Idem pour la guerre en Irak : les images les plus connues sont des mises en scène, comme celles de la prison d'Abu Ghraib, la chute de la statue de Saddam Hussein et sa capture. Il est de plus intéressant de noter que ces photographies n’ont pas été faites par des photographes de guerre, mais par les combattants eux-mêmes.
« Théâtre de guerre » © Emeric Lhuisset
La mise en scène a toujours été présente dans l'image de conflit, pourtant ça reste un sujet tabou.
Dans ma série Théâtre de guerre, on est dans une vraie zone de conflit, avec de vrais combattants, auxquels je demande de rejouer leur propre réalité, en reprenant des mises en scènes de peintures de la guerre de 1870.

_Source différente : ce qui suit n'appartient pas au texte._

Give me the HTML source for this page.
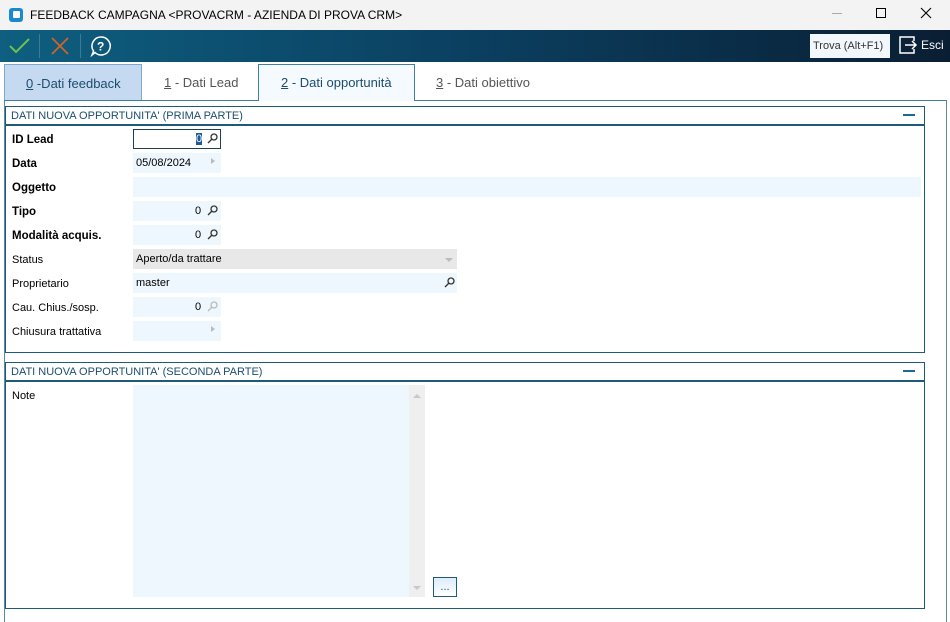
<!DOCTYPE html>
<html><head><meta charset="utf-8"><style>
*{margin:0;padding:0;box-sizing:border-box}
body{width:950px;height:622px;background:#fff;font-family:"Liberation Sans",sans-serif;font-size:12px;color:#000;position:relative;overflow:hidden}
.a{position:absolute}
.inp{position:absolute;background:#eef7fd;height:20px}
.lbl{position:absolute;left:12px;font-size:11px}
.b{font-weight:bold}
.num{position:absolute;font-size:11px}
</style></head><body>
<div class="a" style="left:0;top:0;width:950px;height:30px;background:#f3f3f3"></div>
<div class="a" style="left:9px;top:8px;width:14px;height:14px;background:#1a8ad0;border-radius:3px"></div>
<div class="a" style="left:13px;top:11px;width:7px;height:7px;background:#fff;border-radius:1px"></div>
<div class="a" style="left:30px;top:8px;font-size:12px">FEEDBACK CAMPAGNA &lt;PROVACRM - AZIENDA DI PROVA CRM&gt;</div>
<div class="a" style="left:832px;top:13px;width:10px;height:1px;background:#aaa"></div>
<div class="a" style="left:876px;top:8px;width:10px;height:10px;border:1px solid #000"></div>
<svg class="a" style="left:920px;top:7px" width="12" height="12"><path d="M1 1L11 11M11 1L1 11" stroke="#000" stroke-width="1.1"/></svg>
<div class="a" style="left:0;top:30px;width:950px;height:32px;background:linear-gradient(90deg,#0e5f80,#0b3f60 50%,#0a1e33)"></div>
<svg class="a" style="left:8px;top:36px" width="24" height="20"><path d="M2 10L8 16L21 3" stroke="#6cc24a" stroke-width="2" fill="none"/></svg>
<div class="a" style="left:39px;top:34px;width:1px;height:24px;background:#3d7a96"></div>
<svg class="a" style="left:50px;top:36px" width="20" height="20"><path d="M2 2L18 18M18 2L2 18" stroke="#d0622a" stroke-width="1.8"/></svg>
<div class="a" style="left:80px;top:34px;width:1px;height:24px;background:#3d7a96"></div>
<svg class="a" style="left:90px;top:35px" width="22" height="22"><path d="M11 2a9 9 0 1 1-6 15.5L2 20l1.5-4A9 9 0 0 1 11 2z" stroke="#fff" stroke-width="1.5" fill="none"/><text x="7" y="15.5" fill="#fff" font-size="12" font-weight="bold" font-family="Liberation Sans">?</text></svg>
<div class="a" style="left:810px;top:34px;width:80px;height:24px;background:#f2f7fb;font-size:11px;color:#333;padding:6px 0 0 3px">Trova (Alt+F1)</div>
<svg class="a" style="left:898px;top:35px" width="20" height="20"><path d="M7 2H2v16h5M2 2h14v4M16 14v4H2" stroke="#fff" stroke-width="1.5" fill="none"/><path d="M7 10h11M14 6l4 4-4 4" stroke="#fff" stroke-width="1.5" fill="none"/></svg>
<div class="a" style="left:921px;top:38px;color:#fff;font-size:12px">Esci</div>
<div class="a" style="left:4px;top:64px;width:138px;height:36px;background:#c5daf1;border:1px solid #7fa9cc;border-bottom:none;color:#1b4d6e;font-size:13px;padding:11px 0 0 21px"><u>0</u> -Dati feedback</div>
<div class="a" style="left:164px;top:75px;color:#555;font-size:13px"><u>1</u> - Dati Lead</div>
<div class="a" style="left:258px;top:64px;width:157px;height:37px;background:#f5faff;border:1px solid #3f7fa3;border-bottom:none;color:#1b4d6e;font-size:13px;padding:10px 0 0 22px;z-index:2"><u>2</u> - Dati opportunità</div>
<div class="a" style="left:436px;top:75px;color:#555;font-size:13px"><u>3</u> - Dati obiettivo</div>
<div class="a" style="left:4px;top:100px;width:943px;height:522px;border-left:1px solid #5b8aa5;border-right:1px solid #5b8aa5;border-top:1px solid #3f7fa3"></div>
<div class="a" style="left:5px;top:106px;width:920px;height:247px;border:1.5px solid #1f5a78"></div>
<div class="a" style="left:5px;top:124px;width:920px;height:1.5px;background:#1f5a78"></div>
<div class="a" style="left:11px;top:110px;font-size:11px;color:#1b4d6e">DATI NUOVA OPPORTUNITA' (PRIMA PARTE)</div>
<div class="a" style="left:903px;top:114px;width:12px;height:1.5px;background:#1f6a93"></div>

<div class="lbl b" style="top:134px;font-size:11.5px">ID Lead</div>
<div class="a" style="left:133px;top:129px;width:88px;height:20px;border:1.5px solid #1f3f55;background:#fff"></div>
<div class="a" style="left:196px;top:133px;width:6px;height:12px;background:#1f5a9a;color:#fff;font-size:11px;line-height:12px">0</div>
<div class="lbl b" style="top:158px;font-size:11.5px">Data</div>
<div class="inp" style="left:133px;top:153px;width:88px"></div><div class="num" style="left:136px;top:157px">05/08/2024</div>
<div class="lbl b" style="top:182px;font-size:11.5px">Oggetto</div>
<div class="inp" style="left:133px;top:177px;width:788px"></div>
<div class="lbl b" style="top:206px;font-size:11.5px">Tipo</div>
<div class="inp" style="left:133px;top:201px;width:88px"></div><div class="num" style="left:195px;top:205px">0</div>
<div class="lbl b" style="top:230px;font-size:11.5px">Modalità acquis.</div>
<div class="inp" style="left:133px;top:225px;width:88px"></div><div class="num" style="left:195px;top:229px">0</div>
<div class="lbl" style="top:254px">Status</div>
<div class="inp" style="left:133px;top:249px;width:324px;background:#e8e8e8"></div><div class="num" style="left:136px;top:253px">Aperto/da trattare</div>
<div class="a" style="left:445px;top:258px;border:4px solid transparent;border-top:4px solid #bbb"></div>
<div class="lbl" style="top:278px">Proprietario</div>
<div class="inp" style="left:133px;top:273px;width:324px"></div><div class="num" style="left:136px;top:277px">master</div>
<div class="lbl" style="top:302px">Cau. Chius./sosp.</div>
<div class="inp" style="left:133px;top:297px;width:88px"></div><div class="num" style="left:195px;top:301px">0</div>
<div class="lbl" style="top:326px">Chiusura trattativa</div>
<div class="inp" style="left:133px;top:321px;width:88px"></div>
<div class="a" style="left:211px;top:158px;border:3px solid transparent;border-left:4px solid #bbb"></div>
<div class="a" style="left:211px;top:326px;border:3px solid transparent;border-left:4px solid #bbb"></div>
<svg class="a" style="left:0;top:0" width="950" height="622">
<g stroke-width="1.3" fill="none">
<g stroke="#333"><circle cx="214" cy="137" r="3"/><path d="M212 139l-4 4"/><circle cx="214" cy="209" r="3"/><path d="M212 211l-4 4"/><circle cx="214" cy="233" r="3"/><path d="M212 235l-4 4"/><circle cx="451" cy="281" r="3"/><path d="M449 283l-4 4"/></g>
<g stroke="#bbb"><circle cx="214" cy="305" r="3"/><path d="M212 307l-4 4"/></g>
</g></svg>

<div class="a" style="left:5px;top:362px;width:920px;height:247px;border:1.5px solid #1f5a78"></div>
<div class="a" style="left:5px;top:380px;width:920px;height:1.5px;background:#1f5a78"></div>
<div class="a" style="left:11px;top:366px;font-size:11px;color:#1b4d6e">DATI NUOVA OPPORTUNITA' (SECONDA PARTE)</div>
<div class="a" style="left:903px;top:370px;width:12px;height:1.5px;background:#1f6a93"></div>
<div class="lbl" style="top:390px">Note</div>
<div class="inp" style="left:133px;top:385px;width:276px;height:212px"></div>
<div class="a" style="left:409px;top:385px;width:16px;height:212px;background:#efefef"></div>
<div class="a" style="left:413px;top:390px;border:4px solid transparent;border-bottom:4px solid #c4c8d0"></div>
<div class="a" style="left:413px;top:586px;border:4px solid transparent;border-top:4px solid #c4c8d0"></div>
<div class="a" style="left:433px;top:577px;width:24px;height:20px;border:1.5px solid #1f5a78;background:linear-gradient(#dcecfa,#fff);font-size:11px;text-align:center;line-height:18px;color:#1b4d6e">...</div>
</body></html>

Que pouvez-vous me dire sur votre démarche ?
Ma démarche tourne autour de thématiques géopolitiques. Je réalise donc un travail de recherche comme le ferait des chercheurs. D'abord théorique en lisant des livres, en rencontrant des chercheurs spécialisés dans le domaine que je vais aborder. Puis un travail sur le terrain, proche d’un travail anthropologique, qui peut durer plusieurs mois voire plusieurs années, où je retourne régulièrement dans la zone. Enfin, une fois que je pense avoir saisi les principaux enjeux de ma problématique, je produits une œuvre qui va découler de cette étude.
Vous ne vous considérez pas comme reporter, mais vous êtes quand même toujours au cœur des conflits …
Je ne me considère pas comme reporter car je ne suis pas dans une démarche d'information, qui est publiée par la presse. Je produis très peu d'images.
En Irak, au début, j'ai sorti mon appareil lorsque j’étais avec le groupe de guérilla avec qui je travaille, c’était plus pour justifier ma présence, mais petit à petit je l'ai complètement délaissé.
« Théâtre de guerre » © Emeric Lhuisset
Comment êtes-vous arrivé à Photo Off ?
Eric Fantou, l'organisateur, a vu mes images par le biais d'un ami, et a trouvé mon projet intéressant. Il m'a donc contacté, nous nous sommes rencontrés, je lui ai expliqué ma démarche et je pense qu'il a eu un coup de cœur pour mon travail. J'ai donc été le photographe coup de cœur de Photo Off en 2011, et lorsqu'ils ont vu la suite de la série faite au moyen format sur des très grands tirages, ils se sont dit que ce serait vraiment bien de montrer la suite. J'ai donc accepté avec joie de recommencer l'aventure cette année.
Des projets à venir ?
J'ai une exposition personnelle à Beyrouth dans ma galerie, The Running Horse Contemporary Art Space, avec l'édition d'un catalogue.
Puis l’ARCO à Madrid, Art Dubaï et d’autres expositions à venir à Paris.